Le social, retour du refoulé
L'année qui commence nous oblige paradoxalement à prendre appui et position sur ce qui nous tombe dessus, c'est-à-dire à identifier ce qui est de l'ordre de l'impossible.
Identifier l'un du réel d'aujourd'hui n'est pas simplement le reconnaître car l'appel aux idéologies ne manquera pas d'accompagner la crise économique que nous avons à affronter.
Quels sont alors les signifiants de notre discipline ?
La psychanalyse n'est pas une conception du monde mais elle a son mot à dire sur la place de l'objet, la fonction des idéaux, voire la logique des classes. Lacan a développé des remarques presque prophétiques dans le discours dit du capitaliste si nous ne les réduisons pas à une paraphrase post marxisante.

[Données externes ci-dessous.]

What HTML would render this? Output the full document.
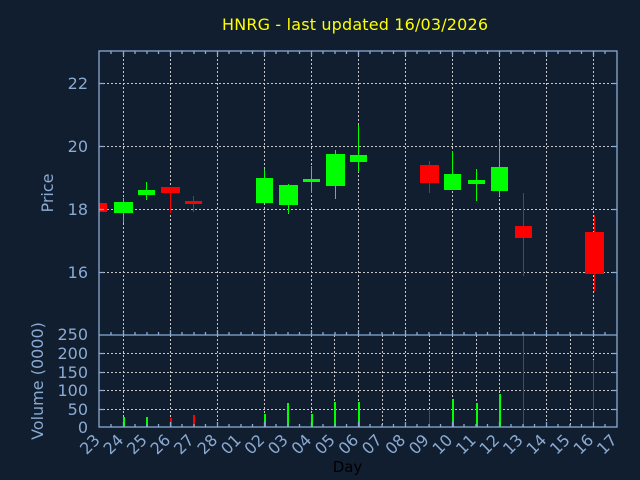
<!DOCTYPE html>
<html><head><meta charset="utf-8"><style>
html,body{margin:0;padding:0;background:#101e2f;}
svg{display:block;}
text{font-family:"DejaVu Sans","Liberation Sans",sans-serif;}
</style></head><body>
<svg width="640" height="480" viewBox="0 0 640 480" xmlns="http://www.w3.org/2000/svg">
<rect width="640" height="480" fill="#101e2f"/>
<text x="355" y="30" font-size="16" fill="#ffff00" text-anchor="middle" textLength="266">HNRG - last updated 16/03/2026</text>

<g stroke="#c8c8c8" stroke-width="1" stroke-dasharray="2,2" fill="none" shape-rendering="crispEdges">
<path d="M99 83.5H617M99 146.5H617M99 209.5H617M99 272.5H617"/>
<path d="M123.5 51V335M170.5 51V335M217.5 51V335M264.5 51V335M311.5 51V335M358.5 51V335M405.5 51V335M452.5 51V335M499.5 51V335M546.5 51V335M593.5 51V335"/>
<path d="M99 409.5H617M99 390.5H617M99 372.5H617M99 353.5H617"/>
<path d="M123.5 335V427M170.5 335V427M217.5 335V427M264.5 335V427M311.5 335V427M358.5 335V427M405.5 335V427M452.5 335V427M499.5 335V427M546.5 335V427M593.5 335V427M334.5 335V427M382.5 335V427M429.5 335V427M476.5 335V427M523.5 335V427M570.5 335V427"/>
</g>

<g fill="#ff0000" stroke="none" shape-rendering="crispEdges">
<rect x="99" y="203" width="8" height="9"/>
<rect x="170" y="187" width="1" height="26"/><rect x="161" y="187" width="19" height="6"/>
<rect x="193" y="196" width="1" height="16"/><rect x="185" y="201" width="17" height="3"/>
<rect x="429" y="161" width="1" height="32"/><rect x="420" y="165" width="19" height="18"/>
<rect x="523" y="193" width="1" height="83"/><rect x="515" y="226" width="17" height="12"/>
<rect x="594" y="215" width="1" height="77"/><rect x="585" y="232" width="19" height="42"/>
</g>
<g fill="#00ff00" stroke="none" shape-rendering="crispEdges">
<rect x="123" y="198" width="1" height="25"/><rect x="114" y="202" width="19" height="11"/>
<rect x="146" y="182" width="1" height="18"/><rect x="138" y="190" width="17" height="5"/>
<rect x="264" y="169" width="1" height="34"/><rect x="256" y="178" width="17" height="25"/>
<rect x="288" y="184" width="1" height="30"/><rect x="279" y="185" width="19" height="20"/>
<rect x="311" y="166" width="1" height="27"/><rect x="303" y="179" width="17" height="3"/>
<rect x="335" y="150" width="1" height="49"/><rect x="326" y="154" width="19" height="32"/>
<rect x="358" y="125" width="1" height="47"/><rect x="350" y="155" width="17" height="7"/>
<rect x="452" y="151" width="1" height="39"/><rect x="444" y="174" width="17" height="16"/>
<rect x="476" y="169" width="1" height="32"/><rect x="468" y="180" width="17" height="4"/>
<rect x="499" y="141" width="1" height="55"/><rect x="491" y="167" width="17" height="24"/>
</g>

<g shape-rendering="crispEdges">
<g fill="#00ff00">
<rect x="123" y="417" width="2" height="10"/><rect x="146" y="417" width="2" height="10"/>
<rect x="264" y="414" width="2" height="13"/><rect x="287" y="403" width="2" height="24"/>
<rect x="311" y="414" width="2" height="13"/><rect x="334" y="402" width="2" height="25"/>
<rect x="358" y="402" width="2" height="25"/><rect x="452" y="399" width="2" height="28"/>
<rect x="476" y="403" width="2" height="24"/><rect x="499" y="394" width="2" height="33"/>
</g>
<g fill="#ff0000">
<rect x="170" y="418" width="2" height="9"/><rect x="193" y="415" width="2" height="12"/>
<rect x="429" y="410" width="1" height="17"/><rect x="523" y="335" width="1" height="92"/>
<rect x="593" y="360" width="1" height="67"/>
</g>
</g>

<g stroke="#8aaad2" stroke-width="1.3" fill="none">
<rect x="99" y="51" width="518" height="376"/>
<path d="M99 335H617"/>
<path d="M99 83.5h5M99 146.5h5M99 209.5h5M99 272.5h5M612 83.5h5M612 146.5h5M612 209.5h5M612 272.5h5"/>
<path d="M99 409.5h5M99 390.5h5M99 372.5h5M99 353.5h5M612 409.5h5M612 390.5h5M612 372.5h5M612 353.5h5"/>
<path d="M111 51v3M123.5 51v5M135 51v3M147 51v3M158.5 51v3M170.5 51v5M182 51v3M194 51v3M205.5 51v3M217.5 51v5M229 51v3M241 51v3M252.5 51v3M264.5 51v5M276 51v3M288 51v3M299.5 51v3M311.5 51v5M323 51v3M335 51v3M346.5 51v3M358.5 51v5M370 51v3M382 51v3M393.5 51v3M405.5 51v5M417 51v3M429 51v3M440.5 51v3M452.5 51v5M464 51v3M476 51v3M487.5 51v3M499.5 51v5M511 51v3M523 51v3M534.5 51v3M546.5 51v5M558 51v3M570 51v3M581.5 51v3M593.5 51v5M605 51v3"/>
<path d="M111 335v-3M123.5 335v-5M135 335v-3M147 335v-3M158.5 335v-3M170.5 335v-5M182 335v-3M194 335v-3M205.5 335v-3M217.5 335v-5M229 335v-3M241 335v-3M252.5 335v-3M264.5 335v-5M276 335v-3M288 335v-3M299.5 335v-3M311.5 335v-5M323 335v-3M335 335v-3M346.5 335v-3M358.5 335v-5M370 335v-3M382 335v-3M393.5 335v-3M405.5 335v-5M417 335v-3M429 335v-3M440.5 335v-3M452.5 335v-5M464 335v-3M476 335v-3M487.5 335v-3M499.5 335v-5M511 335v-3M523 335v-3M534.5 335v-3M546.5 335v-5M558 335v-3M570 335v-3M581.5 335v-3M593.5 335v-5M605 335v-3"/>
<path d="M111 427v-3M123.5 427v-5M135 427v-3M147 427v-3M158.5 427v-3M170.5 427v-5M182 427v-3M194 427v-3M205.5 427v-3M217.5 427v-5M229 427v-3M241 427v-3M252.5 427v-3M264.5 427v-5M276 427v-3M288 427v-3M299.5 427v-3M311.5 427v-5M323 427v-3M335 427v-3M346.5 427v-3M358.5 427v-5M370 427v-3M382 427v-3M393.5 427v-3M405.5 427v-5M417 427v-3M429 427v-3M440.5 427v-3M452.5 427v-5M464 427v-3M476 427v-3M487.5 427v-3M499.5 427v-5M511 427v-3M523 427v-3M534.5 427v-3M546.5 427v-5M558 427v-3M570 427v-3M581.5 427v-3M593.5 427v-5M605 427v-3"/>
</g>

<g fill="#8aaad2" font-size="16" text-anchor="end">
<text x="88" y="89">22</text>
<text x="88" y="152">20</text>
<text x="88" y="215">18</text>
<text x="88" y="278">16</text>
<text x="88" y="340">250</text>
<text x="88" y="359">200</text>
<text x="88" y="378">150</text>
<text x="88" y="396">100</text>
<text x="88" y="415">50</text>
<text x="88" y="433">0</text>
</g>
<text transform="translate(53,193) rotate(-90)" fill="#8aaad2" font-size="16" text-anchor="middle">Price</text>
<text transform="translate(43,381) rotate(-90)" fill="#8aaad2" font-size="16" text-anchor="middle">Volume (0000)</text>

<g fill="#8aaad2" font-size="16" text-anchor="end">
<text transform="translate(101,441) rotate(-45)">23</text>
<text transform="translate(124.5,441) rotate(-45)">24</text>
<text transform="translate(148,441) rotate(-45)">25</text>
<text transform="translate(171.5,441) rotate(-45)">26</text>
<text transform="translate(195,441) rotate(-45)">27</text>
<text transform="translate(218.5,441) rotate(-45)">28</text>
<text transform="translate(242,441) rotate(-45)">01</text>
<text transform="translate(265.5,441) rotate(-45)">02</text>
<text transform="translate(289,441) rotate(-45)">03</text>
<text transform="translate(312.5,441) rotate(-45)">04</text>
<text transform="translate(336,441) rotate(-45)">05</text>
<text transform="translate(359.5,441) rotate(-45)">06</text>
<text transform="translate(383,441) rotate(-45)">07</text>
<text transform="translate(406.5,441) rotate(-45)">08</text>
<text transform="translate(430,441) rotate(-45)">09</text>
<text transform="translate(453.5,441) rotate(-45)">10</text>
<text transform="translate(477,441) rotate(-45)">11</text>
<text transform="translate(500.5,441) rotate(-45)">12</text>
<text transform="translate(524,441) rotate(-45)">13</text>
<text transform="translate(547.5,441) rotate(-45)">14</text>
<text transform="translate(571,441) rotate(-45)">15</text>
<text transform="translate(594.5,441) rotate(-45)">16</text>
<text transform="translate(618,441) rotate(-45)">17</text>
</g>
<text x="347.5" y="472" fill="#000000" font-size="15" text-anchor="middle">Day</text>
</svg>
</body></html>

C'est toutefois dans le corps à corps avec la dimension même du réel et dans le déplacement du terme d'impossible opéré par le nouage borroméen que des promesses de lecture de la clinique individuelle et sociale nous attendent. En amont, un premier pas peut consister à analyser les formes contemporaines du retour du refoulé en restant proche de la méthode freudienne.
Dans son article princeps de 1915 sur le refoulement, Freud indique qu'il nous faut envisager plusieurs mécanismes, chaque psychonévrose ayant en quelque sorte son propre refoulement.

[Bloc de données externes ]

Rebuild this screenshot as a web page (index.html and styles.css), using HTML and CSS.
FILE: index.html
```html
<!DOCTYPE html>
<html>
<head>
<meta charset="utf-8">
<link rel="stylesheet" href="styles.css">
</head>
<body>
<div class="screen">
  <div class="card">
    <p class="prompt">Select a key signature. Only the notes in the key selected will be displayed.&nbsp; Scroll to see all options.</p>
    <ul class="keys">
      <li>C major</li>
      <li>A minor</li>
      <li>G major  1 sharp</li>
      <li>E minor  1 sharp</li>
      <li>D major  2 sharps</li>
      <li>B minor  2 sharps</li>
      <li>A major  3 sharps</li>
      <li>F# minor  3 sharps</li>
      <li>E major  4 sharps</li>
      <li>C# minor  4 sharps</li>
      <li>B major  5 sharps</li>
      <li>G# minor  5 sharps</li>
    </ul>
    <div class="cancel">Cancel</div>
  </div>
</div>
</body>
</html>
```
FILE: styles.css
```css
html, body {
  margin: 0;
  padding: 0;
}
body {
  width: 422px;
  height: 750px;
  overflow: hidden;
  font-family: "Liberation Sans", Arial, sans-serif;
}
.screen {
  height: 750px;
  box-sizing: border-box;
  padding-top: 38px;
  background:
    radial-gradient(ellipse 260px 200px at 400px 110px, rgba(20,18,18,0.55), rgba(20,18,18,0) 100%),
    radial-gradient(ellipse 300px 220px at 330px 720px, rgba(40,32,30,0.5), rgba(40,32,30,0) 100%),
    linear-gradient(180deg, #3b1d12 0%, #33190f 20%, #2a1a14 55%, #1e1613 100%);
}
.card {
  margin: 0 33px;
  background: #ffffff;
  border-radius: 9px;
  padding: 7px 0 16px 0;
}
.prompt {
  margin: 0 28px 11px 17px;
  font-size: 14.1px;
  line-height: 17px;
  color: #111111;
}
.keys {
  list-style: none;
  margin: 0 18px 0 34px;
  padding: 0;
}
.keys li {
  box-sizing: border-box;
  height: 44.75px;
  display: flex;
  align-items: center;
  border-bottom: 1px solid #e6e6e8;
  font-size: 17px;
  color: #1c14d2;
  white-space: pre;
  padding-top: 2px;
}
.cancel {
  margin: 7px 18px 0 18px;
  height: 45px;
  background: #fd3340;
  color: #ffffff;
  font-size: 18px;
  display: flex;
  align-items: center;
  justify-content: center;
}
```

A la distribution clinique faite également pendant les différences suivant le sexe, une femme ne refoule pas comme un homme.

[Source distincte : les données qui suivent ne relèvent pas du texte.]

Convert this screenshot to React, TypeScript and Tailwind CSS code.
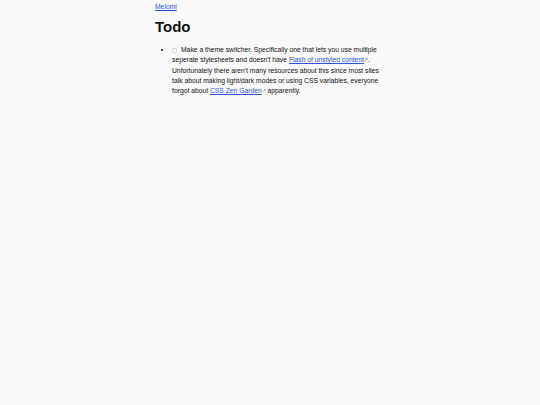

Formations de substitut et symptômes sont les indices du retour du refoulé, seule lecture possible avec les lapsus, oublis et autres actes manqués du dit refoulement. Ainsi refoulement et retour du refoulé sont les deux faces de la même monnaie de jouissance mais le mécanisme est à chaque fois à préciser.
La relecture de Freud est à ce titre essai de tissage avec le monde tel qu'il est et pas seulement tel qu'il était au moment de Vienne en 1900.
Pour la première des structures évoquées, la névrose phobique Freud précise que ce qui est soumis au refoulement est avant tout une position libidinale envers le père, couplée avec l'angoisse.
C'est dans ce cas l'affect, l'angoisse, qui va rester permanent ; la représentation va se trouver déplacée vers un substitut et rendue méconnaissable. Ainsi, les terreurs nocturnes concernant le loup.
De nos jours, le père est à l'évidence un loup ; loup dont le danger est pour chacun relayé dès le plus jeune âge ; les intervenants dans le monde de l'enfance savent le nombre de dénonciations éhontées dans les familles et les écoles.
Les phobies n'ont pas disparues du champ de la clinique et concernant le social, nous pouvons même dire que crier au loup est une des réponses courantes du sujet en proie à des démons magnifiés par la projectivité.
Un nauséabond "judéo capitalisme" a ainsi paraît-il bonne presse sur le réseau Internet
Dans l'hystérie de conversion, l'affect peut au contraire complètement disparaître.
C'est la fameuse "belle indifférence" des hystériques. Se rencontraient alors au titre du symptôme les paralysies et les algies, témoignage de la valorisation inconsciente de l'innervation (on se disait malade des nerfs).
Charge réduite de l'affect mais formation de substituts très extensive dit Freud.
Il est remarquable qu'aujourd'hui les hystériques empruntent d'avantage une forme "affectée", dépressivité et sensitivité paranoïaque au premier plan.
Peut-être faut-il y voir un effet du culte de l'identité, la mode n'est plus à la conversion, chacun dans sa communauté ! Autre réponse à l'inquiétude sociale.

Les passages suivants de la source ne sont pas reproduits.